Diana Heijnerman.
door

UR | FLUX-werken

02/10/2014

De voorbereidingen voor de verhuizing naar Flux zijn in volle gang; de gangen van Potentiaal zijn gevuld met afgedankt papier en apparatuur. Een complete website is opgetuigd om de medewerkers door dit proces te loodsen.

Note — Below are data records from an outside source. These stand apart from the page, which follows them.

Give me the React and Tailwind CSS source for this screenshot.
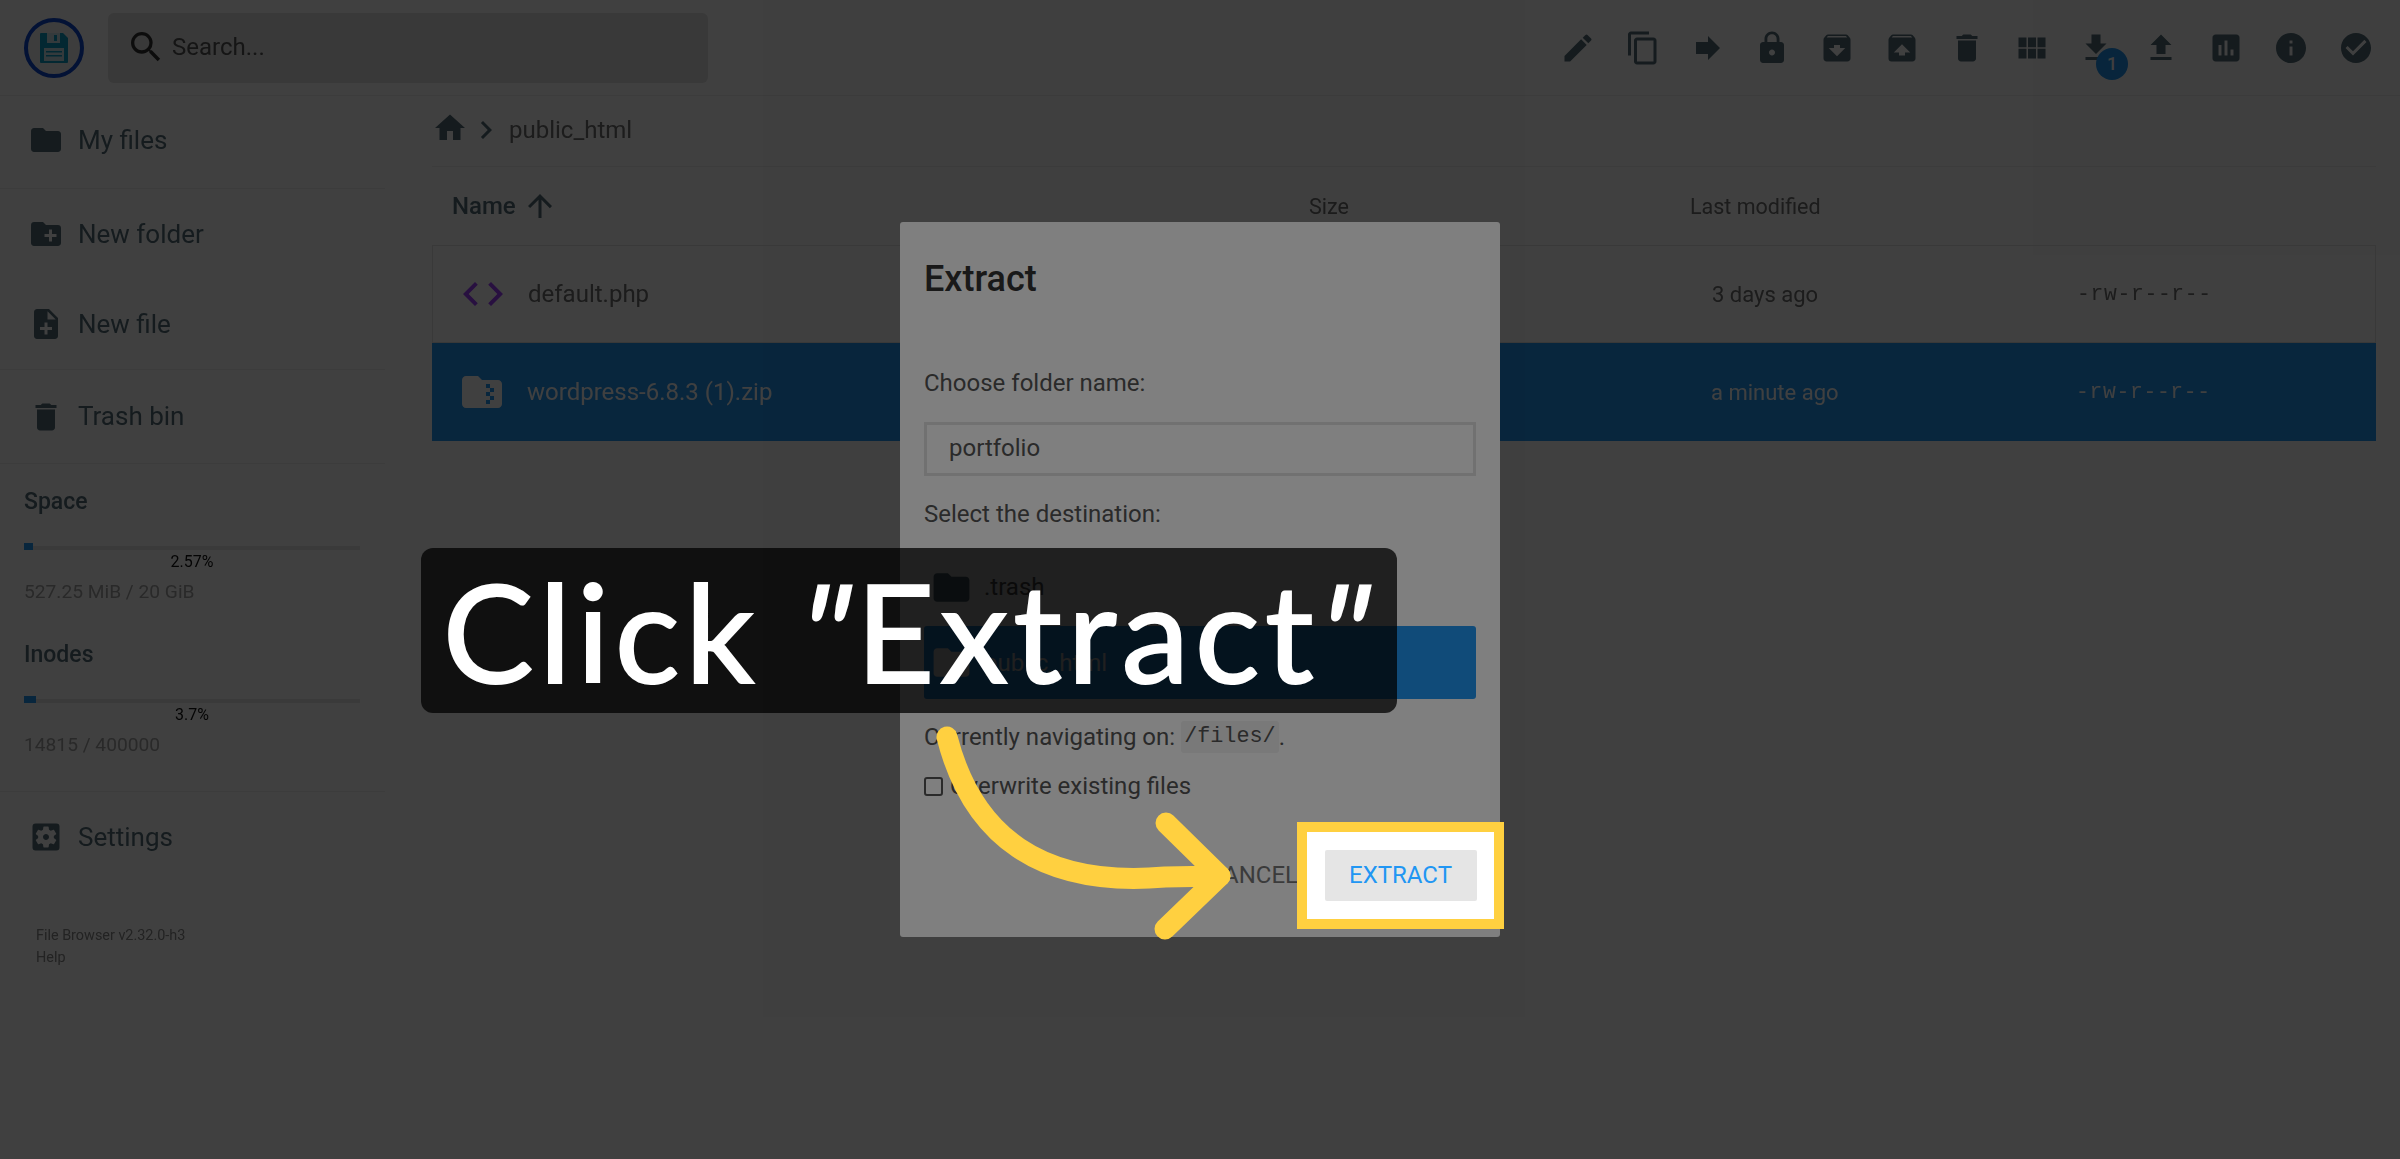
import React from "react";
import {
  MdEdit, MdContentCopy, MdForward, MdLock, MdArchive, MdUnarchive, MdDelete, MdViewModule,
  MdFileDownload, MdFileUpload, MdInsertChart, MdInfo, MdCheckCircle, MdFolder, MdCreateNewFolder,
  MdNoteAdd, MdSettingsApplications, MdHome, MdChevronRight, MdArrowUpward, MdSearch, MdCode, MdFolderZip,
} from "react-icons/md";

const tools = [MdEdit, MdContentCopy, MdForward, MdLock, MdArchive, MdUnarchive, MdDelete, MdViewModule, MdFileDownload, MdFileUpload, MdInsertChart, MdInfo, MdCheckCircle];

function Logo() {
  return (
    <div className="flex h-[60px] w-[60px] items-center justify-center rounded-full border-[4px] border-[#0d47d1] bg-[#f2f2f2]">
      <svg width="28" height="30" viewBox="0 0 28 30">
        <path d="M0 1a1 1 0 0 1 1-1h22l5 5v24a1 1 0 0 1-1 1H1a1 1 0 0 1-1-1z" fill="#0f9fc8" />
        <rect x="7" y="0" width="13" height="10" fill="#cfe8ef" />
        <rect x="14" y="2" width="3" height="6" fill="#0f9fc8" />
        <rect x="4" y="15" width="20" height="13" fill="#cfe8ef" />
        <rect x="6" y="18" width="16" height="1.5" fill="#0f9fc8" />
        <rect x="6" y="22" width="16" height="1.5" fill="#0f9fc8" />
      </svg>
    </div>
  );
}

function SideItem({ icon: Icon, label, className = "" }) {
  return (
    <div className={`flex h-[90px] items-center pl-[28px] text-[26px] text-[#546e7a] ${className}`}>
      <Icon size={36} className="shrink-0" />
      <span className="ml-[14px]">{label}</span>
    </div>
  );
}

function Usage({ title, percent, width, detail, top }) {
  return (
    <div className={top}>
      <div className="h-[32px] text-[23px] leading-[32px] font-medium text-[#546e7a]">{title}</div>
      <div className="mt-[25px] flex h-[7px] w-[336px] items-start">
        <div className={`h-[7px] bg-[#2196f3] ${width}`} />
        <div className="mt-[3px] h-[4px] flex-1 bg-[#e8e8e8]" />
      </div>
      <div className="mt-[2px] h-[20px] w-[336px] text-center text-[16px] leading-[20px] text-[#111]">{percent}</div>
      <div className="mt-[5px] h-[30px] text-[19.2px] leading-[30px] text-[#a5a5a5]">{detail}</div>
    </div>
  );
}

function Row({ icon, name, date, selected }) {
  const tone = selected ? "bg-[#2196f3] text-white" : "border border-[#e4e4e4] text-[#6f6f6f]";
  return (
    <div className={`flex h-[98px] items-center ${tone}`}>
      <div className="flex w-[1279px] items-center pl-[26px]">
        {icon}
        <span className="ml-[21px] text-[24px]">{name}</span>
      </div>
      <span className="w-[365px] text-[22px]">{date}</span>
      <span className="pt-[2px] text-[21.3px] tracking-[0.7px] [font-family:'Liberation_Mono',monospace]">-rw-r--r--</span>
    </div>
  );
}

export default function App() {
  return (
    <div className="relative h-[1159px] w-full overflow-hidden bg-white [font-family:Roboto,sans-serif]">
      <div className="absolute inset-0 blur-[0.5px]">
        <header className="flex h-[96px] items-center border-b border-[#eeeeee] pr-[12px] pl-[24px]">
          <Logo />
          <div className="ml-[24px] flex h-[70px] w-[600px] items-center rounded-[6px] bg-[#e2e2e2] pb-[2px] pl-[18px]">
            <MdSearch size={40} className="text-[#333]" />
            <span className="ml-[6px] text-[24px] text-[#555]">Search...</span>
          </div>
          <div className="ml-auto flex">
            {tools.map((Icon, i) => (
              <div key={i} className="relative flex h-[64px] w-[64.8px] items-center justify-center text-[#546e7a]">
                <Icon size={36} />
                {i === 8 && (
                  <span className="absolute top-[32px] left-[32px] flex h-[32px] w-[32px] items-center justify-center rounded-full bg-[#2196f3] text-[18px] font-medium text-white">1</span>
                )}
              </div>
            ))}
          </div>
        </header>

        <div className="flex">
          <aside className="w-[385px] shrink-0">
            <div className="border-b border-[#eeeeee]">
              <SideItem icon={MdFolder} label="My files" className="h-[92px] pb-[4px]" />
            </div>
            <div className="border-b border-[#eeeeee]">
              <SideItem icon={MdCreateNewFolder} label="New folder" />
              <SideItem icon={MdNoteAdd} label="New file" />
            </div>
            <div className="border-b border-[#eeeeee]">
              <SideItem icon={MdDelete} label="Trash bin" className="h-[93px]" />
            </div>
            <div className="border-b border-[#eeeeee] pb-[31px] pl-[24px]">
              <Usage title="Space" percent="2.57%" width="w-[2.57%]" detail="527.25 MiB / 20 GiB" top="pt-[22px]" />
              <Usage title="Inodes" percent="3.7%" width="w-[3.7%]" detail="14815 / 400000" top="pt-[32px]" />
            </div>
            <SideItem icon={MdSettingsApplications} label="Settings" />
            <div className="mt-[43px] pl-[36px] text-[14.4px] leading-[21.5px] text-[#8a8a8a]">
              <div>File Browser v2.32.0-h3</div>
              <div>Help</div>
            </div>
          </aside>

          <main className="ml-[47px] w-[1944px]">
            <div className="flex h-[71px] items-center border-b border-[#eeeeee] pb-[2px]">
              <MdHome size={36} className="-mt-[5px] text-[#546e7a]" />
              <MdChevronRight size={36} className="text-[#546e7a]" />
              <span className="ml-[5px] text-[24px] text-[#6f6f6f]">public_html</span>
            </div>
            <div className="flex h-[78px] items-center text-[21.5px] text-[#6f6f6f]">
              <div className="flex w-[877px] items-center pl-[20px] text-[24px] font-medium text-[#546e7a]">
                <span>Name</span>
                <MdArrowUpward size={36} className="ml-[6px]" />
              </div>
              <span className="w-[381px] pt-[2px]">Size</span>
              <span className="pt-[2px]">Last modified</span>
            </div>
            <Row icon={<MdCode size={48} className="text-[#a040ff]" />} name="default.php" date="3 days ago" />
            <Row icon={<MdFolderZip size={48} className="text-white" />} name="wordpress-6.8.3 (1).zip" date="a minute ago" selected />
          </main>
        </div>

        <div className="absolute inset-0 bg-black/50" />

        <section className="absolute top-[222px] left-[900px] h-[715px] w-[600px] rounded-[3px] bg-white px-[24px] pt-[35px] text-[24px] text-[#555]">
          <h2 className="h-[44px] text-[36px] leading-[44px] font-medium text-[#333]">Extract</h2>
          <p className="mt-[66px] h-[32px] leading-[32px]">Choose folder name:</p>
          <div className="mt-[23px] flex h-[54px] items-center border-[3px] border-[#e2e2e2] pb-[2px] pl-[22px] text-[#555]">portfolio</div>
          <p className="mt-[22px] h-[32px] leading-[32px]">Select the destination:</p>
          <div className="mt-[23px] flex h-[73px] items-center pb-[5px] pl-[6px]">
            <MdFolder size={43} className="text-[#546e7a]" />
            <span className="ml-[11px]">.trash</span>
          </div>
          <div className="flex h-[73px] items-center rounded-[3px] bg-[#2196f3] pl-[6px]">
            <MdFolder size={43} className="text-white" />
            <span className="ml-[11px] text-white">public_html</span>
          </div>
          <p className="mt-[22px] flex h-[32px] items-center">
            Currently navigating on:
            <code className="ml-[6px] flex h-[32px] items-center rounded-[3px] bg-[#f2f2f2] px-[3px] text-[21.8px] [font-family:'Liberation_Mono',monospace]">/files/</code>.
          </p>
          <div className="mt-[17px] flex h-[32px] items-center">
            <span className="h-[19px] w-[19px] rounded-[3px] border-[2px] border-[#555]" />
            <span className="ml-[7px]">Overwrite existing files</span>
          </div>
          <div className="mt-[47px] flex h-[51px] items-center justify-end pr-[178px] text-[24px] font-normal text-[#777]">CANCEL</div>
        </section>

        <div className="absolute inset-0 bg-black/50" />
      </div>

      <div className="absolute top-[548px] left-[421px] flex h-[165px] w-[976px] items-center justify-center rounded-[12px] bg-black/75 text-[136px] leading-none tracking-[5.5px] text-white [font-family:Lato,sans-serif] [-webkit-text-stroke:2px_white]">
        Click&nbsp;<span className="inline-block -skew-x-12">"</span>Extract<span className="inline-block -skew-x-12">"</span>
      </div>

      <div className="absolute top-[822px] left-[1297px] flex h-[107px] w-[207px] items-center justify-center border-[10px] border-[#ffd040] bg-white">
        <div className="flex h-[51px] w-[152px] items-center justify-center rounded-[2px] bg-[#e5e5e5] pb-[2px] text-[24px] font-normal text-[#2196f3]">EXTRACT</div>
      </div>

      <svg className="absolute top-0 left-0" width="2400" height="1159" fill="none" stroke="#ffd040" strokeWidth="21" strokeLinecap="round" strokeLinejoin="round">
        <path d="M947 737C972 835 1040 888 1165 877L1220 876" />
        <path d="M1166 823L1220 876L1165 929" />
      </svg>
    </div>
  );
}
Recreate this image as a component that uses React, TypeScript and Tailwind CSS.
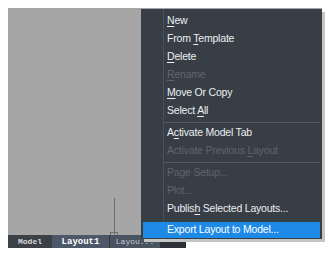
import React from "react";

type Item = {
  pre: string;
  key?: string;
  post?: string;
  disabled?: boolean;
};

const groups: Item[][] = [
  [
    { pre: "", key: "N", post: "ew" },
    { pre: "From ", key: "T", post: "emplate" },
    { pre: "", key: "D", post: "elete" },
    { pre: "", key: "R", post: "ename", disabled: true },
    { pre: "", key: "M", post: "ove Or Copy" },
    { pre: "Select ", key: "A", post: "ll" },
  ],
  [
    { pre: "A", key: "c", post: "tivate Model Tab" },
    { pre: "Activate Previous ", key: "L", post: "ayout", disabled: true },
  ],
  [
    { pre: "Page Setup...", disabled: true },
    { pre: "Plot...", disabled: true },
    { pre: "Publis", key: "h", post: " Selected Layouts..." },
  ],
];

function Row({ item }: { item: Item }) {
  return (
    <div
      className={`h-[18px] flex items-center pl-[26px] ${
        item.disabled ? "text-[#5f656d]" : "text-[#eceef0]"
      }`}
    >
      <span>
        {item.pre}
        {item.key && <span className="underline underline-offset-2">{item.key}</span>}
        {item.post}
      </span>
    </div>
  );
}

export default function App() {
  return (
    <div className="relative w-[332px] h-[253px] bg-white pt-2 pl-2 overflow-hidden">
      <div className="flex flex-col w-[314px]">
        {/* drawing area */}
        <div className="relative h-[227px] bg-[#a6a6a6]">
          <div className="absolute left-[106px] top-[190px] w-px h-[37px] bg-[#6e6e6e]" />
          <div className="absolute left-[102px] top-[224px] w-[8px] h-[3px] border border-b-0 border-[#6e6e6e]" />
        </div>

        {/* layout tabs */}
        <div className="flex h-[13px] text-[8px] leading-[14px] font-['Liberation_Mono',monospace]">
          <div className="w-[44px] bg-[#3c4148] text-[#d9d9d9] text-center font-bold">Model</div>
          <div className="w-[57px] bg-[#4c5767] text-white font-bold text-center text-[9px]">Layout1</div>
          <div className="w-px bg-[#2f343a]" />
          <div className="w-[50px] bg-[#4a5461] text-[#c8ccd2] text-center whitespace-nowrap overflow-hidden">Layou...</div>
          <div className="w-[26px] bg-[#2e3238]" />
        </div>
      </div>

      {/* context menu */}
      <div className="absolute left-[141px] top-[9px] w-[181px] bg-[#383e46] pt-[3px] pb-[1px] text-[10.5px] tracking-[-0.2px] font-['Liberation_Sans',sans-serif] shadow-[3px_3px_0_#c4c4c4]">
        <div className="absolute left-[22px] top-0 bottom-0 w-px bg-[#4b5159]" />
        {groups.map((g, i) => (
          <div key={i}>
            {i > 0 && <div className="h-[4px] flex items-center pl-[22px] pr-[2px]"><div className="h-px w-full bg-[#525860]" /></div>}
            {g.map((it, j) => (
              <Row key={j} item={it} />
            ))}
          </div>
        ))}
        <div className="relative mt-[4px] mx-[2px] h-[16px] bg-[#1e8ae8] text-white flex items-center pl-[24px]">
          Export Layout to Model...
        </div>
      </div>
    </div>
  );
}
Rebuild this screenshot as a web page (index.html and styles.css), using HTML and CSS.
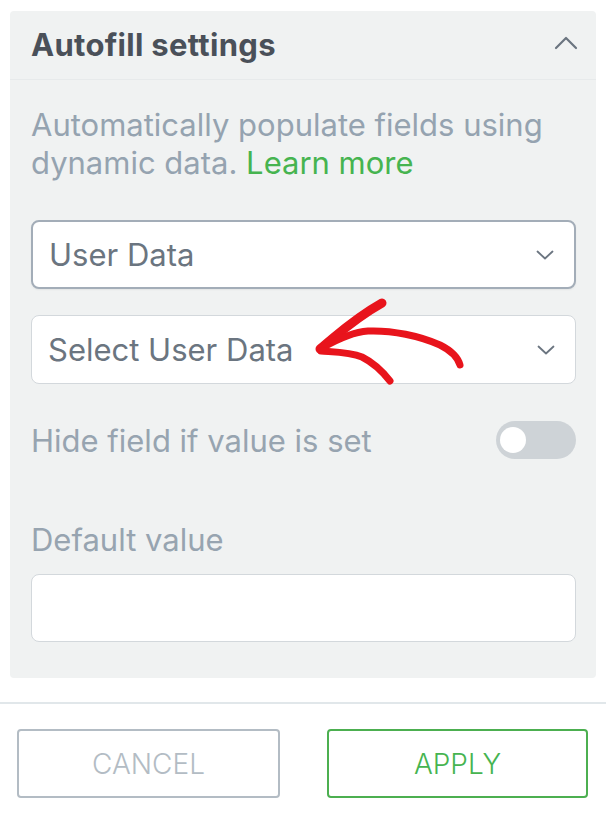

Kees van Kooten zei eens: “Mensen met een pennenbakje of garage bewaren alles in hun pennenbakje of garage”. Evenzogoed bewaren mensen net zo lang alles tot alle beschikbare opslagruimte gevuld is. Dat doen ze thuis, maar ook op het werk. Ook wordt dat werk inzichtelijk gemaakt door het vormen van stapeltjes op het bureau. In Flux wordt de opslagruimte 1,5 meter boekenplank; dat wordt voor menigeen een uitdaging.

Mensen willen graag een stukje ‘eigen’ in hun werkkamer, aan hun wand of op hun bureau. Als je enkele dagen per week met aandacht, concentratie en plezier je taak moet vervullen, wil je een zo prettig mogelijke omgeving, die je bij voorkeur zelf kunt creëren. Ook is het soms nodig om een papieren archief te hebben. Daar komt nu helaas een einde aan. Digitaliseren is het toverwoord.

Het FLUX-werken doet zijn intrede. Dat houdt in dat je creatiever moet omgaan met werkplekken en vergadermomenten: meerdere docenten zullen namelijk hun kamer gaan delen en deeltijders zullen een muntje moeten opgooien om te bepalen wie op welke dag terecht kan op de flexwerkplek. Je even afzonderen om na te denken zal voortaan op ‘het kleinste kamertje’ dienen te gebeuren. Overleggen met collega’s, al dan niet over werkgerelateerde zaken, mag met mooi weer buiten en met slecht weer in de supermarkt?

Een pennenbakje raakt vol. Een garage ook. Flux lijkt al vol voordat het in gebruik genomen gaat worden. In mijn werkomgeving ervaar ik dat dit mensen zorgen baart. In januari zullen we gaan ervaren wat FLUX-werken is. Tenslotte: the proof of the pudding is in the eating.